If you want a 12-18 month release cycle, a 5-year guaranteed support and life cycle, maximum possible stability at the expense of not being leading-edge, and can live with an annual subscription fee of $179, then you want Enterprise Workstation (WS). Note that this product is licensed on a per-machine basis: you cannot pay $179/year and put it on 10 boxes.


If you can live with a newly-defined product with (possibly) shorter support cycles than WS but still with the same software included, and definitely cheaper, then RHPW is possibly your best bet. I am not clear on whether this is per-machine or not, but I believe it is not. RHPW cannot be downloaded, it is retail only, but at buy.com it is $82 including a year of updates (worth $60 on its own). Much cheaper than WS.
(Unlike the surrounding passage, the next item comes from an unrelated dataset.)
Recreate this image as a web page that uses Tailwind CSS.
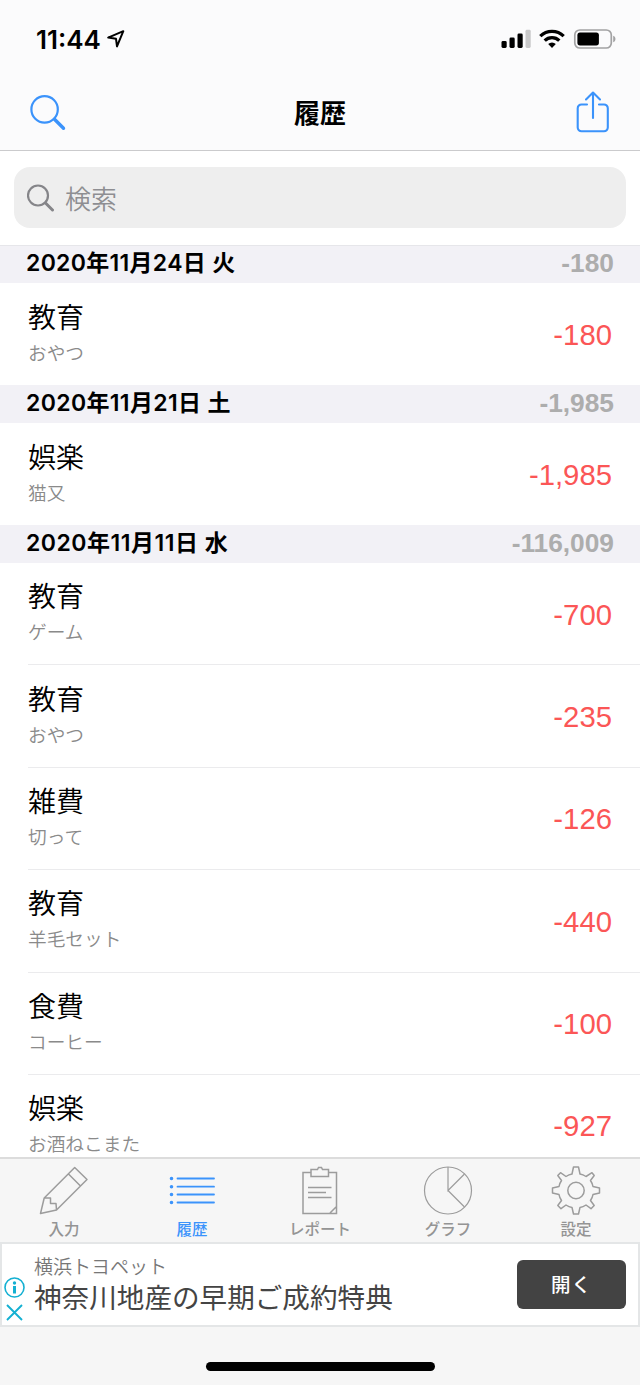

Alternately, Fedora is the next version of what used to be Red Hat Linux. It costs you nothing to download it, and you can use tools like yum, current, and apt-get to keep it up to date. You can also (I think) pay $60/year IF YOU WANT TO in order to get priority access to patches, packages, updates, and new releases. Fedora will try to advance as quickly as possible, like RHL has, while staying pretty much stable, like RHL has. However, Red Hat Inc. will not offer commercial (paid) support packages for Fedora and they will not be responsible for patches, the community will. That may sometimes mean that things come out more slowly, and it may sometimes mean that patches come out more quickly.

Who is in charge of this Free Fedora project? Is there any assurance that the kernel or glibc distributed with the Enterprise WS will match the Fedora kernel? I don't know how I could distribute applications if there weren't some assurance of fundamental interoperability of systems running the 2 things.

In the long term, I would confidently guess that a 4-year-old WS system will NOT be running the same glibc as a recent Fedora system. However, I have yet to run into a program that wouldn't work on 7.x, 8.0 and 9 RHL distributions, so I don't see this as being a major problem. Then again, I'm a user (and a happy one) not a programmer. Someone else will have to comment on this.